A Trip to Australia and New Zealand
Fjordland National Park
The Maori name for Milford Sound is Piopiotahi and the place figures in the Maori legend of the creation of New Zealand. Rudyard Kipling called it the Eighth Wonder of the World. Today it is part of the Fjordland National Park and the Te Wajhipounamu World Heritage Site.
The earliest European explorers did not discover Milford Sound because the entrance was difficult to see and even when noticed did not appear to be inviting enough for a sailing ship to enter. It was not until about 1812 that a Welsh sealer named Captain John Grono entered it and, struck by it's beauty, named it Milford Haven. A few years later the name was changed to Milford Sound. In 1888, tourism started overland and large numbers of people began visiting the area. Today, cruise ships regularly include it in their itineraries and it is estimated that over 550,000 people visit each year. As such it is New Zealand's most popular tourist destination.

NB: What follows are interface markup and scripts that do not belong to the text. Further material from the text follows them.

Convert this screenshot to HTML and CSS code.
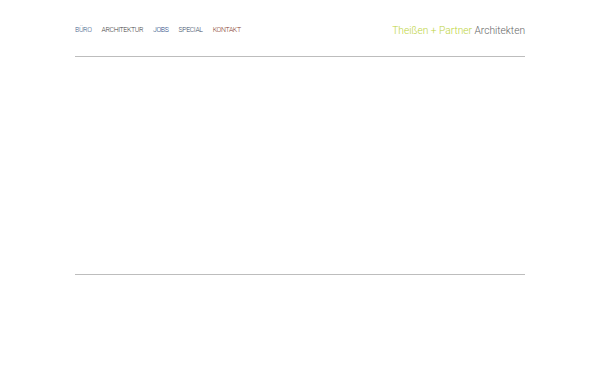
FILE: index.html
```html
<!DOCTYPE html>
<html lang="de">
<head>
  <meta charset="UTF-8">
  <title>Theißen + Partner Architekten</title>
  <link rel="stylesheet" href="styles.css">
</head>
<body>
  <div class="page">
    <header class="header">
      <nav class="nav">
        <a href="#" class="nav-buero">Büro</a>
        <a href="#" class="nav-arch">Architektur</a>
        <a href="#" class="nav-jobs">Jobs</a>
        <a href="#" class="nav-special">Special</a>
        <a href="#" class="nav-kontakt">Kontakt</a>
      </nav>
      <div class="logo"><span class="logo-name">Theißen + Partner</span> Architekten</div>
    </header>
    <div class="stage"></div>
  </div>
</body>
</html>
```

FILE: styles.css
```css
body {
  margin: 0;
  background: #fff;
  font-family: Roboto, "Liberation Sans", sans-serif;
}
.page {
  width: 450px;
  margin: 0 auto;
}
.header {
  display: flex;
  justify-content: space-between;
  align-items: center;
  height: 57px;
  padding-top: 4px;
  box-sizing: border-box;
  border-bottom: 1px solid #bdbdbd;
}
.nav {
  display: flex;
  gap: 10px;
}
.nav a {
  font-size: 7px;
  font-weight: 300;
  letter-spacing: -0.4px;
  text-transform: uppercase;
  text-decoration: none;
}
.nav-buero { color: #3f5f8c; }
.nav-arch { color: #444; }
.nav-jobs { color: #24477f; }
.nav-special { color: #3d4f68; }
.nav-kontakt { color: #86402e; }
.logo {
  font-size: 10.2px;
  font-weight: 300;
  color: #666;
}
.logo-name {
  color: #bcd33c;
}
.stage {
  height: 217px;
  border-bottom: 1px solid #bdbdbd;
}
```
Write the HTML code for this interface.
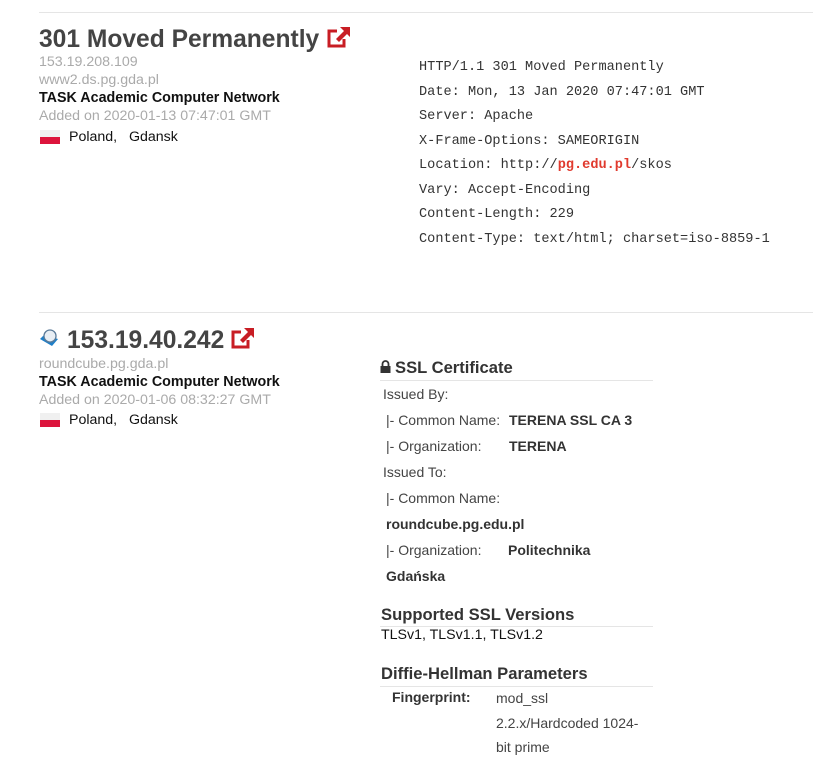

Milford Sound runs inland from the Tasmanian Sea about fifteen kilometers and is enclosed by sheer rock cliffs that are nearly 4,000 feet high. "The Elephant" is the highest peak and is nearly five thousand feet high. Snow and glaciers rim the highest points even in New Zealand's summer. Lush rain forests and waterfalls are everywhere and the air is full of bird calls. A wide variety of marine animals live in the waters of the sound and during our visit we actually got a glimpse of a pod of miniature dolphins.